“(…) la ausencia hay que dejarla doler lo que ella pida…”
Carmen Martín Gaite
Entre las muchas cosas a las que sigo aprendiendo a renunciar, la idea de la paternidad es una de las más dolorosas.
Hace tres días, al bajar al sótano para sacar unos trastos, encontré a mi madre de pie, frente a una estantería. Sostenía una foto en blanco y negro: la abuela Ana María, tan joven –sentada ya en la butaca donde terminaría sus días–, con mi madre recién nacida en brazos. Por la posición de la boca, parecía que cantara. Probablemente una nana en catalán.
Con la foto en la mano, hundida en sí misma, sus párpados brillaban, memoriosos.

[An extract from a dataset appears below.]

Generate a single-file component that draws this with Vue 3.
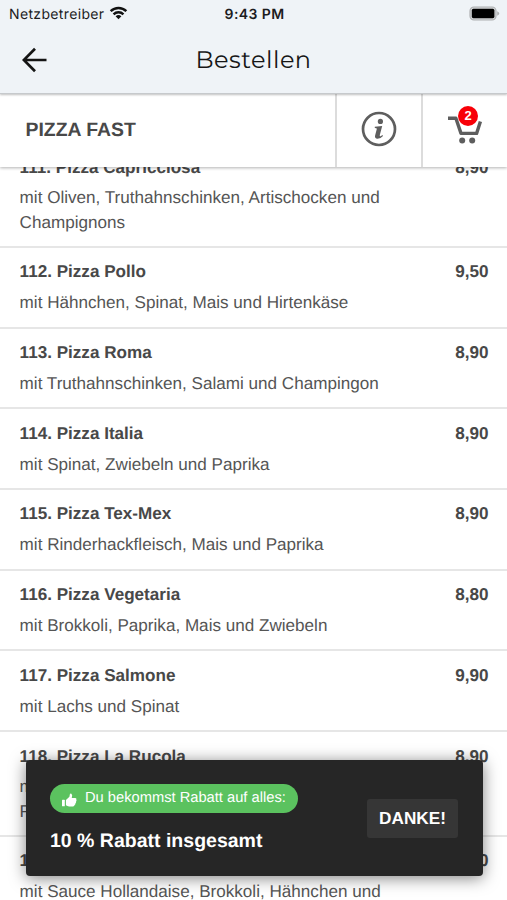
<template>
    <div class="screen">
        <header class="top-bar">
            <div class="status">
                <div class="carrier">
                    <span>Netzbetreiber</span>
                    <svg class="wifi" viewBox="0 0 20 15">
                        <path d="M1.6 5.6a12 12 0 0 1 16.8 0" />
                        <path d="M4.7 8.9a7.6 7.6 0 0 1 10.6 0" />
                        <path class="solid" d="M10 14.2 6.9 11.1a4.4 4.4 0 0 1 6.2 0z" />
                    </svg>
                </div>
                <span class="time">9:43 PM</span>
                <svg class="battery" viewBox="0 0 31 15">
                    <rect x="1" y="1" width="26" height="13" rx="4" fill="#d4d6d8" stroke="#aeb0b2" stroke-width="1.2" />
                    <rect x="2.8" y="2.8" width="22.6" height="9.4" rx="1.6" fill="#000" />
                    <path d="M28.2 5.2q2 .8 2 2.3t-2 2.3z" fill="#aeb0b2" />
                </svg>
            </div>
            <div class="nav">
                <svg class="back" viewBox="0 0 26 26">
                    <path d="M24.5 13H2.5M13 1.8 1.8 13 13 24.2" />
                </svg>
                <h1>Bestellen</h1>
            </div>
        </header>

        <div class="shop-bar">
            <div class="shop-name">PIZZA FAST</div>
            <div class="shop-action">
                <svg class="info" viewBox="0 0 36 36">
                    <circle cx="18" cy="18" r="16" fill="none" stroke="#5e5e5e" stroke-width="2.7" />
                    <circle cx="19.4" cy="10.4" r="2.6" fill="#5e5e5e" />
                    <path d="M13.8 15.7 21.2 14.9 18.8 24.1q-.3 1.6.9 1.1l1.7-1.2.6.9q-2.7 3-5.6 2.9-3-.2-2.3-3.3l1.7-6.4q.3-1.1-2-1.2z" fill="#5e5e5e" />
                </svg>
            </div>
            <div class="shop-action">
                <svg class="cart" viewBox="0 0 36 29">
                    <path d="M1 3.3H8.9L14 18.4H29.6L33.4 6.4" fill="none" stroke="#5e5e5e" stroke-width="3.4" stroke-linejoin="round" />
                    <circle cx="15.2" cy="25.6" r="3" fill="#5e5e5e" />
                    <circle cx="25.2" cy="25.6" r="3" fill="#5e5e5e" />
                </svg>
                <span class="badge">2</span>
            </div>
        </div>

        <ul class="menu">
            <li v-for="item in items" :key="item.name" class="item">
                <div class="item-head">
                    <span>{{ item.name }}</span>
                    <span>{{ item.price }}</span>
                </div>
                <p>{{ item.desc }}</p>
            </li>
        </ul>

        <div class="toast">
            <div class="toast-text">
                <div class="pill">
                    <svg class="thumb" viewBox="0 0 16 14">
                        <rect x="0" y="6.6" width="3" height="7" rx=".6" />
                        <path d="M4.2 6.9 7.9 3.5 8.4.8Q9-.2 10 .3q1.5 1 .4 4.5h3.8q1.6.3 1.1 1.9.6 1.2-.3 2 .3 1.2-.7 2 .1 1.2-.9 1.7-.1 1.3-1.7 1.4H7.5Q5.8 13.6 4.2 12.6z" />
                    </svg>
                    <span>Du bekommst Rabatt auf alles:</span>
                </div>
                <div class="discount">10 % Rabatt insgesamt</div>
            </div>
            <button class="thanks">DANKE!</button>
        </div>
    </div>
</template>

<script setup>
    const items = [
        { name: '111. Pizza Capricciosa', price: '8,90', desc: 'mit Oliven, Truthahnschinken, Artischocken und Champignons' },
        { name: '112. Pizza Pollo', price: '9,50', desc: 'mit Hähnchen, Spinat, Mais und Hirtenkäse' },
        { name: '113. Pizza Roma', price: '8,90', desc: 'mit Truthahnschinken, Salami und Champingon' },
        { name: '114. Pizza Italia', price: '8,90', desc: 'mit Spinat, Zwiebeln und Paprika' },
        { name: '115. Pizza Tex-Mex', price: '8,90', desc: 'mit Rinderhackfleisch, Mais und Paprika' },
        { name: '116. Pizza Vegetaria', price: '8,80', desc: 'mit Brokkoli, Paprika, Mais und Zwiebeln' },
        { name: '117. Pizza Salmone', price: '9,90', desc: 'mit Lachs und Spinat' },
        { name: '118. Pizza La Rucola', price: '8,90', desc: 'mit Tomaten, Rucola, Parmaschinken und Frischkäse' },
        { name: '119.', price: '8,90', desc: 'mit Sauce Hollandaise, Brokkoli, Hähnchen und' },
    ];
</script>

<style>
    body {
        margin: 0;
        background: #fff;
    }
</style>

<style scoped>
    .screen {
        position: relative;
        width: 507px;
        height: 900px;
        overflow: hidden;
        background: #fff;
        color: #484848;
        font-family: "Liberation Sans", Arial, sans-serif;
        text-rendering: geometricPrecision;
    }

    .top-bar {
        position: relative;
        z-index: 3;
        box-sizing: border-box;
        height: 94px;
        background: #eff3f7;
        border-bottom: 1px solid #c6c9cc;
        box-shadow: 0 1px 2px rgba(0, 0, 0, 0.25);
    }

    .status {
        display: grid;
        grid-template-columns: 1fr auto 1fr;
        align-items: center;
        height: 28px;
        padding: 0 7px 0 9px;
        color: #1c1c1e;
        font-family: Inter, sans-serif;
        font-size: 14px;
    }

    .carrier {
        display: flex;
        align-items: center;
        gap: 5px;
        letter-spacing: 0.35px;
    }

    .wifi {
        width: 19px;
        height: 14px;
        margin-top: -2px;
        fill: none;
        stroke: #111;
        stroke-width: 2.6;
    }

    .wifi .solid {
        fill: #111;
        stroke: none;
    }

    .time {
        font-weight: 600;
        letter-spacing: 0.4px;
    }

    .battery {
        justify-self: end;
        width: 31px;
        height: 15px;
        margin-top: -2px;
    }

    .nav {
        display: grid;
        grid-template-columns: 60px 1fr 60px;
        align-items: center;
        height: 64px;
    }

    .back {
        width: 26px;
        height: 26px;
        margin-left: 22px;
        fill: none;
        stroke: #141414;
        stroke-width: 2.7;
    }

    h1 {
        margin: 0;
        color: #161616;
        font-family: Montserrat, Inter, sans-serif;
        font-size: 24px;
        font-weight: 400;
        letter-spacing: 0.5px;
        text-align: center;
    }

    .shop-bar {
        position: relative;
        z-index: 2;
        display: flex;
        height: 73px;
        background: #fff;
        box-shadow: 0 1px 3px rgba(0, 0, 0, 0.3);
    }

    .shop-name {
        flex: 1;
        padding-left: 25.5px;
        font-size: 19.4px;
        font-weight: bold;
        line-height: 72px;
    }

    .shop-action {
        position: relative;
        display: flex;
        align-items: center;
        justify-content: center;
        width: 84px;
        border-left: 2px solid #dcdcdc;
    }

    .info {
        width: 36px;
        height: 36px;
        margin-bottom: 3px;
    }

    .cart {
        width: 36px;
        height: 29px;
        margin-bottom: 3px;
    }

    .badge {
        position: absolute;
        top: 12px;
        left: 35px;
        width: 20px;
        height: 20px;
        border-radius: 50%;
        background: #f80008;
        color: #fff;
        font-size: 13px;
        font-weight: bold;
        line-height: 20px;
        text-align: center;
    }

    .menu {
        margin: -24px 0 0;
        padding: 0;
        list-style: none;
    }

    .item {
        padding: 12.5px 18.5px 10.9px 19.6px;
        border-bottom: 2px solid #e6e6e6;
        font-size: 17.1px;
        line-height: 24.3px;
    }

    .item-head {
        display: flex;
        justify-content: space-between;
        margin-bottom: 6.7px;
        font-weight: bold;
    }

    .item p {
        width: 380px;
        margin: 0;
        color: #555;
    }

    .toast {
        position: absolute;
        z-index: 4;
        top: 760px;
        left: 26px;
        display: flex;
        align-items: center;
        justify-content: space-between;
        box-sizing: border-box;
        width: 457px;
        height: 116px;
        padding: 0 25px 0 24px;
        border-radius: 4px;
        background: #262626;
        box-shadow: 0 2px 16px rgba(0, 0, 0, 0.5);
        color: #fff;
    }

    .pill {
        display: flex;
        align-items: center;
        gap: 8px;
        box-sizing: border-box;
        width: 248px;
        height: 29px;
        padding-left: 12px;
        border-radius: 15px;
        background: #5bc25f;
        font-size: 14.7px;
        line-height: 29px;
        white-space: nowrap;
    }

    .thumb {
        flex: none;
        width: 15px;
        height: 14px;
        margin-top: 4px;
        fill: #fff;
    }

    .discount {
        margin-top: 16px;
        font-size: 19.5px;
        font-weight: bold;
        line-height: 24px;
        white-space: nowrap;
    }

    .thanks {
        width: 91px;
        height: 39px;
        padding: 0;
        border: 0;
        border-radius: 3px;
        background: #363636;
        color: #fff;
        font-family: inherit;
        font-size: 17.2px;
        font-weight: bold;
    }
</style>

Verlo me conmovió, pero me di la vuelta enseguida. Hay cosas que regresan únicamente cuando estamos a solas.
Mientras subía la escalera, un pensamiento recorrió mi columna: algún día seré yo quien baje al sótano. Cuando mi madre muera, buscaré las fotos que mi tía tomó con su Nikon y que juntas guardaron en el álbum de la pegatina en el lomo que dice “años 89-94”. Si el tiempo natural no se disloca, ese día llegará, y esas imágenes serán la memoria más constante de mi madre.
Este pensamiento siguió creciendo hacia abajo como una raíz, de tal forma que, frente a ese estante, con mamá muerta, sosteniendo la fotografía en la que me da de comer en el patio de la abuela en el 93, vi que nadie más aparecía. A mis espaldas, no había un hijo que me sorprendiera mirando una imagen de mi madre conmigo. Un hijo al que llevar a la escuela de la mano; uno para el que pelar una granada, al que limpiar las manchas con un trapo húmedo o que me maldiga. Ninguno con el que alisar la tierra y pintar un pájaro en ella. Tampoco preguntas que desabrochen al mundo. Al fin, ningún hijo que siguiera mi rastro con sus piernas menudas.
Conforme llegaba al último escalón, todas estas imágenes me volvieron el cuerpo más blando, sin resistencias. Había en mí una serenidad extraña, como si el temor hubiese perdido los colmillos y se recostará dentro de mí. Entorné la puerta.
*
Hoy, el sol entra con tanta fuerza en el sótano que lo agranda. Todo está en orden, huele a líquido multiusos, y Guchito, el gato de mi madre, olfatea el aire con recelo. Arriba, en el salón, ella mira el televisor en su sofá. Ha tenido una de sus recaídas, pero está mejor. Cambia del concurso al tenis, del tenis al Comisario Montalbán. Sobre sus piernas, la tablet con el Candy Crush abierto.
Al sentarme a su lado, me ofrece una Kodak analógica que yo usaba de niño. Dice que ha estado guardada en su funda todo este tiempo, y que le ha puesto pilas y un carrete nuevo. La cojo y miro por el visor. Primero el salón; las máscaras de Sargadelos colgadas en la pared de gotelé, las fotos de mi comunión, los VHS que me grabó la abuela, el tronco de Brasil. Luego, mamá. Tiene las mejillas rojitas rojitas. Como movida por un resorte, trata de avivarse el pelo, sonríe sin abrir los labios; le cuesta porque dice que tiene los dientes cada vez más desgastados.
Deslizo la rueda dentada hasta el final y giro la cámara hacia nosotros. Apoyo la cabeza en su hombro, estiro el brazo, intento encuadrar. Luego aprieto el botón. No suena el clic. Lo intento, pero no. Mamá se ríe; achica los ojos, dobla el cuello hacia atrás. La boca bien abierta. No tengo ninguna foto de ella así. El botón está encasquillado. No importa. Parece que renunciar no consiste en perder, sino en archivar en otro lugar de la memoria.